From a WWE history maker to a mother of one to being a role model for Indian women, Kavita Devi speaks about her journey and struggles.
Dressed in a traditional salwar-kameez and in her trademark style of tying the dupatta around her waist, wrestler Kavita Devi makes her way to the ring like she owns it. Her strength needs no introduction either. A clip of her WWE debut in 2017, single-handedly fighting Dakota Kai at the Mae Young Classic, has already garnered more than 40 million views and the world can't get enough of her.
Hailing from a small district in Jind, Haryana she redefines beauty — not by her glamour quotient but with her aura. “Initially, everyone in the industry was surprised by my look,” says India's first woman wrestler in the WWE history, adding, “I was very happy to represent my culture. No one even thought about it because women there represent themselves in a different way and it's not even our sport. But still I decided to wear the salwar-Kameez. I felt it as a responsibility since I am the first Indian woman here, so whoever follows me next shouldn't face any barrier related to costume. I have broken a certain perception. No one refuted me, they love and appreciate it in the same way people do it back home,” she explains.
The journey to get into the limelight was an arduous one but Kavita defied the odds with her sheer determination, resilience and hard work.
“The perception of the society and people around has changed now. When I took the first step, many people objected including few of my relatives and family members. But today in my village, I am an example. Kids are told, 'You must aspire to become like Kavita one day',” she smiles.
Having won accolades at the national level in Wushu, MMA and powerlifting; Kavita shot to fame after a podium finish at the 2016 South Asian Games in the 75kg weightlifting category. She was hungry for more. Months later, Kavita kick-started her professional wrestling journey, training under the guidance of The Great Khali before clearing WWE’s first open tryout in Dubai last year. The rest is history.
“I don’t know if I had this natural power in me, but I always had the confidence that I could do anything. I didn’t ever think for a moment that I am a girl and I won’t be able to achieve this. My belief has got me where I am today. I always loved challenges and if there are none, I don’t enjoy life. I like challenges, the tougher, the better,” she asserts.

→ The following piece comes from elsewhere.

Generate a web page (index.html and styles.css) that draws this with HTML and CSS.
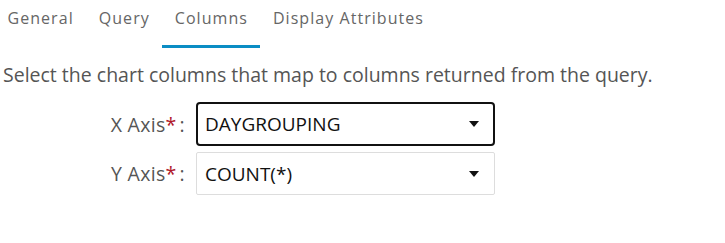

However, she had her share of sacrifices to deal with. Kavita left her family and a secure government job before penning a professional WWE contract. “The journey was difficult. Whatever sacrifices I made were for my game. I decided to leave everything here and settle in the US. From a mother’s perspective, it is very difficult because you want to take note of everything your child does. But the love and the dream of being a WWE champion gets me going. People’s expectations keep me determined. That’s the dream I am living for,” says the 32-year-old.
Despite not being a regular face on the WWE women’s roster, Kavita made a grand appearance on Women’s Battle Royal at WrestleMania 34 last year. That also presented her with an opportunity to interact with WWE Raw women’s champion Ronda Rousey.
“I wasn’t nervous but excited to meet her,” says the soft-spoken wrestler, adding, “We were all together at Wrestlemania. Ronda is a strong athlete and now she is a champion. She took no time to make a mark and everyone in the industry looks up to her, just like me. It’s my dream to compete against her someday.”
Such is her spirit that even Jinder Mahal can’t stop showering praises on his Indian counterpart.
“It was Jinder who explained it to me that I am the first Indian female in WWE and that I need to make the country even prouder. He told me that there are girls who look up to me and see me as a role model. He always keeps motivating me,” she recalls.
For all those women wanting to be like her, Kavita tells in WWE it has now become easy for women to be a part of it as the WWE is slated to hold their first-ever tryouts in India in March.
“I had to go to Dubai for my tryouts but this is the first time the tryouts are taking place here. Everyone watches WWE but they don’t realise they too can make it there. It has become very easy for women now as WWE has brought their hunt talent here,” she says.
Further, Canyon Ceman, the Senior Director of Talent Development for WWE revealed the growing demand for women’s wrestling. “I have been in this industry for seven years and it’s very clear that the quantity and quality of female applicants is rising every year. Our current talent female roster is higher than it’s ever been in our history. It is really what our audience demands, so you can see women are getting more preference.”
Talking about inclusion of women in wrestling Ceman feels he won’t be surprised if women headlined Wrestlemania 35. “A great example is Ronda Rousey versus Becky Lynch. If there’s a fight the WWE wants to see then that’s probably it. More so than any fight you could name on the men’s side. That’s a statement about the evolution of both the talent roster and also the audiences’ taste. And if they want to watch great women’s wrestling, we are going to give that to them,” he concludes.